Drs Sethi and Iqbal published a very interesting article recently in the Journal of Marketing (vol. 72; January 2008; pgs 118-134) entitled “Stage-Gate Controls, Learning, Failure, and Adverse Effects on Novel New Products”. I led R&D groups and studied radical innovation for many years and this is one of the few studies that examines the impact of managing novel product development using traditional (incremental) tools. In discussion with experienced innovation leaders from large technology companies that have managed radical innovation portfolios, it is intuitively understood that traditional incremental innovation processes are not effective for radical innovation.

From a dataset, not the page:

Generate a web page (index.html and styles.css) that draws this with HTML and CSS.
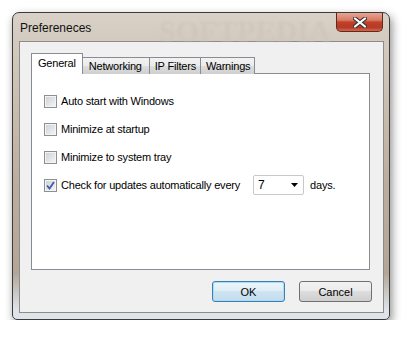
FILE: index.html
```html
<!DOCTYPE html>
<html lang="en">
<head>
    <meta charset="UTF-8">
    <title>Prefereneces</title>
    <link rel="stylesheet" href="styles.css">
</head>
<body>
    <div class="window">
        <div class="titlebar">
            <span class="title">Prefereneces</span>
            <span class="mark">SOFTPEDIA</span>
            <button class="close">
                <svg width="14" height="11" viewBox="0 0 14 11"><path d="M2 1.5 L12 9.5 M12 1.5 L2 9.5" stroke="#3a3a3a" stroke-width="4.2" stroke-linecap="round"/><path d="M2 1.5 L12 9.5 M12 1.5 L2 9.5" stroke="#fff" stroke-width="2.2" stroke-linecap="round"/></svg>
            </button>
        </div>
        <div class="client">
            <div class="tabs">
                <div class="tab active">General</div>
                <div class="tab">Networking</div>
                <div class="tab">IP Filters</div>
                <div class="tab">Warnings</div>
            </div>
            <div class="panel">
                <label class="row"><span class="cb"></span>Auto start with Windows</label>
                <label class="row"><span class="cb"></span>Minimize at startup</label>
                <label class="row"><span class="cb"></span>Minimize to system tray</label>
                <label class="row">
                    <span class="cb checked"><svg width="9" height="9" viewBox="0 0 9 9"><path d="M1 4.5 L3.5 7.5 L8 1" fill="none" stroke="#3a5dab" stroke-width="1.8"/></svg></span>
                    Check for updates automatically every
                    <span class="combo"><span>7</span><svg width="7" height="4" viewBox="0 0 7 4"><path d="M0 0 H7 L3.5 4 Z" fill="#000"/></svg></span>
                    <span class="unit">days.</span>
                </label>
            </div>
            <div class="buttons">
                <button class="btn default">OK</button>
                <button class="btn">Cancel</button>
            </div>
        </div>
    </div>
</body>
</html>
```

FILE: styles.css
```css
body { margin: 0; background: #fff; font-family: "Liberation Sans", Arial, sans-serif; font-size: 11px; letter-spacing: -0.2px; color: #000; }
.window { position: relative; margin: 12px 0 0 12px; width: 365px; height: 300px; padding: 0 5px 6px 6px; border: 1px solid #3b3b3b; border-radius: 7px 7px 5px 5px;
    background: linear-gradient(to bottom, #d9d1c7 0%, #d2c8bc 12%, #bcae9f 55%, #b3a697 85%, #dfe4ea 97%);
    box-shadow: 2px 4px 10px rgba(0,0,0,0.45); }
.titlebar { position: relative; display: flex; align-items: flex-start; height: 28px; }
.title { padding: 8px 0 0 1px; font-size: 12px; letter-spacing: 0; color: #111; }
.mark { position: absolute; left: 140px; top: 1px; font: bold 30px "Liberation Serif", serif; letter-spacing: 0; color: rgba(205,198,190,0.9); filter: blur(1.2px); }
.close { margin-left: auto; margin-right: 1px; width: 47px; height: 19px; border: 1px solid #5b2a22; border-top: none; border-radius: 0 0 5px 5px; padding: 0;
    position: relative; display: flex; align-items: center; justify-content: center;
    background: linear-gradient(to bottom, #e7a594 0%, #d97a64 40%, #c2412a 50%, #b73a24 80%, #d7674e 100%); }
.client { box-sizing: border-box; height: 272px; background: #f0f0f0; border: 1px solid #8c8c8c; padding: 11px 0 0 11px; }
.tabs { display: flex; align-items: flex-end; height: 21px; position: relative; z-index: 1; }
.tab { height: 16px; margin-left: -1px; padding: 0 4px 0 5px; line-height: 16px; border: 1px solid #898c95; border-bottom: none;
    background: linear-gradient(to bottom, #f2f2f2, #ebebeb 50%, #dddddd 51%, #cfcfcf); }
.tab:first-child { margin-left: 0; }
.tab.active { height: 20px; line-height: 19px; padding: 0 6px; background: #fff; margin-right: -1px; position: relative; z-index: 2; }
.tab.active + .tab { margin-left: 0; padding: 0 7px 0 6px; }
.panel { width: 339px; height: 197px; margin-top: -1px; background: #fff; border: 1px solid #898c95; padding-top: 13px; box-sizing: border-box; }
.row { display: flex; align-items: center; height: 28px; padding-left: 12px; }
.cb { width: 11px; height: 11px; margin-right: 4px; border: 1px solid #8e8f8f; display: flex; align-items: center; justify-content: center;
    background: linear-gradient(135deg, #cbcfd5, #f6f6f6); box-shadow: inset 0 0 0 1px #f4f4f4; }
.combo { display: flex; align-items: center; justify-content: space-between; width: 40px; height: 18px; margin-left: 13px; padding: 0 5px 0 4px;
    border: 1px solid #c5c8cc; border-radius: 2px; background: #fff; font-size: 12px; }
.unit { margin-left: 6px; }
.buttons { display: flex; gap: 14px; padding: 11px 0 0 181px; }
.btn { width: 73px; height: 21px; padding: 0; font: 11px "Liberation Sans", Arial, sans-serif; color: #000; border: 1px solid #707070; border-radius: 3px;
    background: linear-gradient(to bottom, #f2f2f2, #ebebeb 45%, #dddddd 50%, #cfcfcf); }
.btn.default { border-color: #3c7fb1; box-shadow: inset 0 0 0 1px #a8dcf7;
    background: linear-gradient(to bottom, #edf5fa, #e0eef7 45%, #cee4f2 50%, #c2dcee); }
```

Radical innovation carries with it significant uncertainty, not only technically, but also for the market, organization and in the business model. In fact, Dr. Gina O’Connor et al describe a very different innovation process for radical projects in their new book, Grabbing the Lighting. They discuss a model which involves three key steps: Discovery, Incubation, and Acceleration. Grabbing the lighting describes the practices used by twelve large companies to establish and maintain a radical innovation competency, but does not show what would happen if standard innovation processes were used for these projects.
Dr. Sethi’s and Iqbal’s study is one of the first of its kind that I have found. This study suggests that traditional innovation tools like a stage gate process may provide a high degree of comfort and control for management, while actually impeding the development and learning needed to make these novel products successful. Based on this study, a series of management implications are drawn that are intuitive but also profound. Stage gate processes have the possibility of impeding and disrupting novel product development. It is better to design special gate processes for novel product development and it is wise to use the different gate review “committees” to evaluate these products versus incremental projects. Using rigorous gate criteria, especially when the technology is in flux or transition, significantly limits product and market learning and thus lowers the potential of success.